Why Are Zero-Day Exploits So Expensive On The Black Market?

Zero-day exploits are rare and hard to find. Discovering an unknown flaw often takes deep skill, time, and access to test systems. Turning that flaw into a reliable, stealthy exploit takes even more effort. On top of that, an exploit only holds its value for a limited time, because discovery and patching can close the hole. Nation-states and advanced threat groups see these tools as strategic assets, especially when they target widely used platforms. All these factors drive prices that can range from tens of thousands of dollars to well over a million, and research has shown sharp inflation in those prices over recent years.

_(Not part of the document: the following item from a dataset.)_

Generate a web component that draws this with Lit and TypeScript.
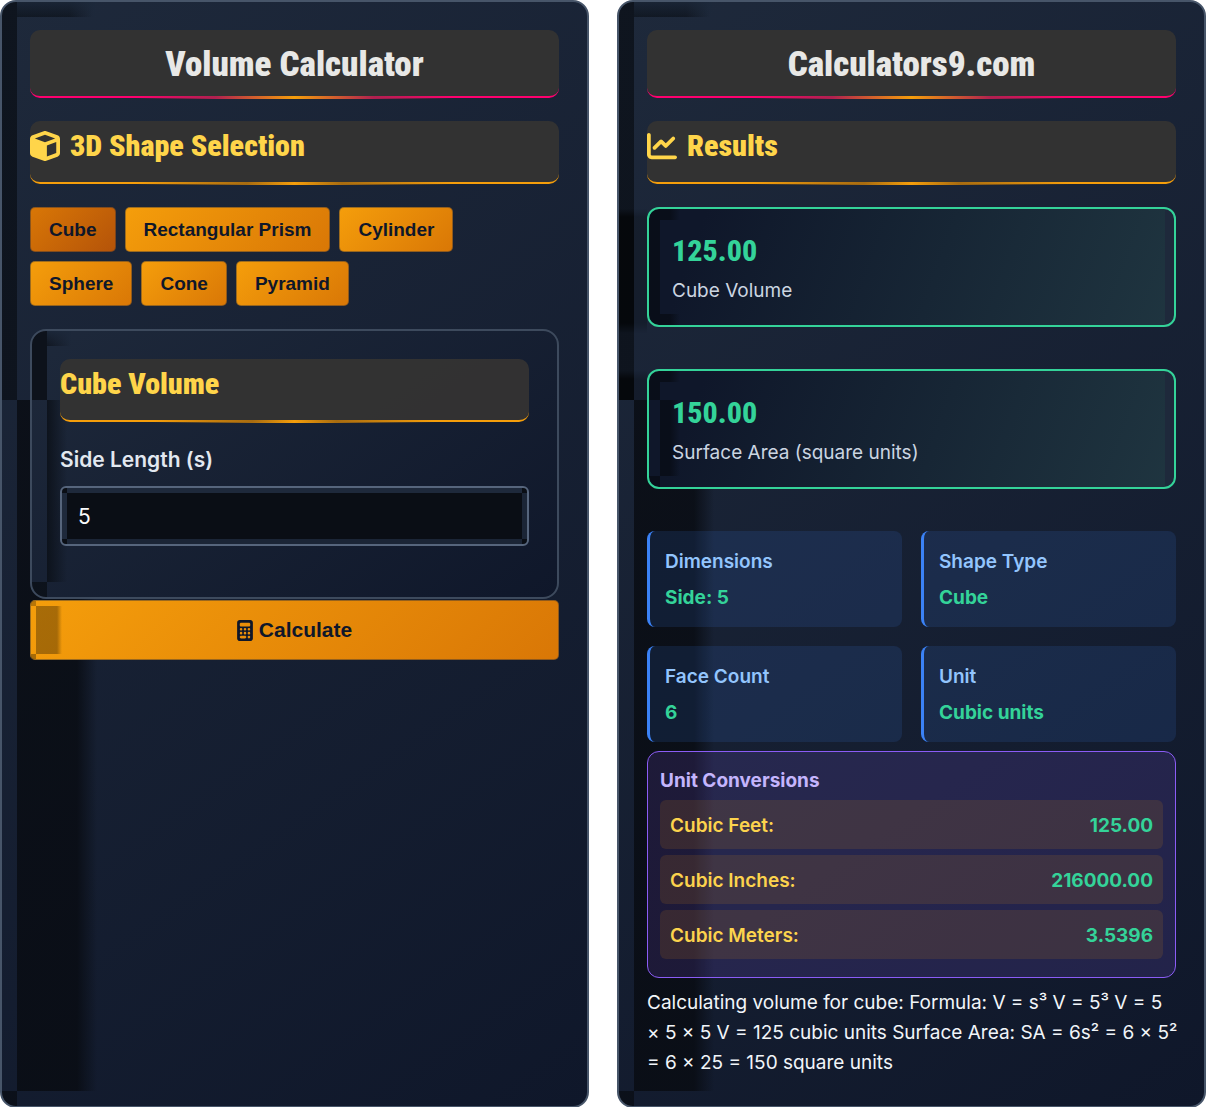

What Is The Difference Between A Zero-Day Exploit And A Regular Cyberattack?

The key difference is that a zero-day exploit targets a vulnerability no one has publicly documented or patched yet. In a more common cyberattack, the attacker uses known flaws or weak passwords that defenders can prepare for in advance. For known issues, vendors issue patches and security tools carry signatures and rules to block related attacks. With zero-day exploits, those defenses are missing at first, which gives attackers surprise and speed. Many large campaigns use a mix of both, with zero-days used to gain the first foothold and known techniques used to spread inside the network.

How Can Small And Medium-Sized Businesses Protect Themselves From Zero-Day Attacks?

Small and medium-sized businesses face the same categories of threats as large firms but often have fewer staff and smaller budgets. The good news is that many effective steps are practical at this scale:

• A strong patch management process that keeps operating systems and applications current removes many easy paths attackers like to use.
• Cloud-based security platforms with built-in AI and endpoint protection give enterprise-grade defenses without major hardware spending.
• Regular staff training on phishing and social engineering reduces the chances that a zero-day exploit ever reaches a vulnerable system.
• Basic network segmentation and multi-factor authentication limit damage if an attacker does get in.
• When internal capacity is tight, managed security service providers can help monitor and respond around the clock.